SYDNEY (dpa) – So you thought cloning Dolly the sheep was complex science?

Try bringing back to life the thylacine, a curious dog-like creature that was declared extinct when the last of its line died in an Australian zoo 66 years ago.

A team at the Australian Museum in Sydney is claiming it is on the way to cloning the thylacine after managing to make multiple copies of four of its genes.

But there are probably 30,000 genes to go before the team can get close to resurrecting a creature that had the head of a dog, the stripes of a tiger and the hindquarters of a hyena.

The thylacine was a carnivorous marsupial and is popularly called the Tasmanian tiger. It roamed the mainland of Australia until about 2,000 years ago when wild dogs that had arrived 2,000 years before and drove it out of all areas but the mountain fastness of Tasmania.

The DNA the team is working on was taken from a dead pup put into a jar of alcohol in 1866 at a time when there were still tens of thousands of thylacines roaming Tasmania.

When the whole genome is reconstructed, the plan is to implant an egg in a surrogate mother from another species of animal that looks a bit like a thylacine.

Some have scoffed at the claim of team leader Mike Archer that the end of extinction is nigh, that species hunted to death can be brought back to life.

A group of geneticists at Genpole, a campus af biotechnolgy laboratories near Paris, has dismissed the Australian claims as autrageous.

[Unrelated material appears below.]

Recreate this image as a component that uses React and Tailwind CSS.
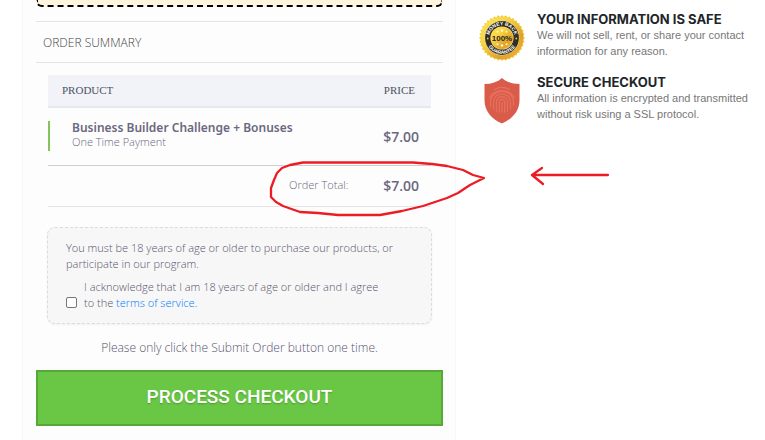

Genpole scientists said in a statement: “There are no grounds for thinking that one day it will be possible to reproduce a creature as complex as the Tasmanian tiger by introducing DNA fragments, however numerous and complex they may be, in a denucleated egg.”

Archer, a palaeontalogist rather than a geneticist, has come close to admitting that he may have gone overboard in trying to whip up publicity for a research project that is also a documentary to be shown on the Discovery Channel.

“Well, we’re certainly not there,” he said. “But we are on a path that we hope will get us there.”

Some protest that even the act of hoping is a mistake. They claim that Archer is holding out an easy solution to difficult problems created by the destruction of the environment.

If extinct species can be brought back to life in a test tube, they argue, people won’t feel as bad about loss of habitat.

The case against even attempting to clone the thylacine is put by Nick Money, who is in charge of the forests where the last thylacine was born.

“Offering what appears to be a quick-fix technical solution can let people off the hook, buying their way out of the hard slog of improving how we deal with the natural environment,” said Mooney, the wildlife manager for the Tasmanian National Parks and Wildlife Service.

Mooney, like others, sees the hype surrounding the project to clone the thylacine as at best a blast of publicity to get the Australian Museum’s turnstyles spinning faster. At worst, he says, is a distraction from the task of conservation.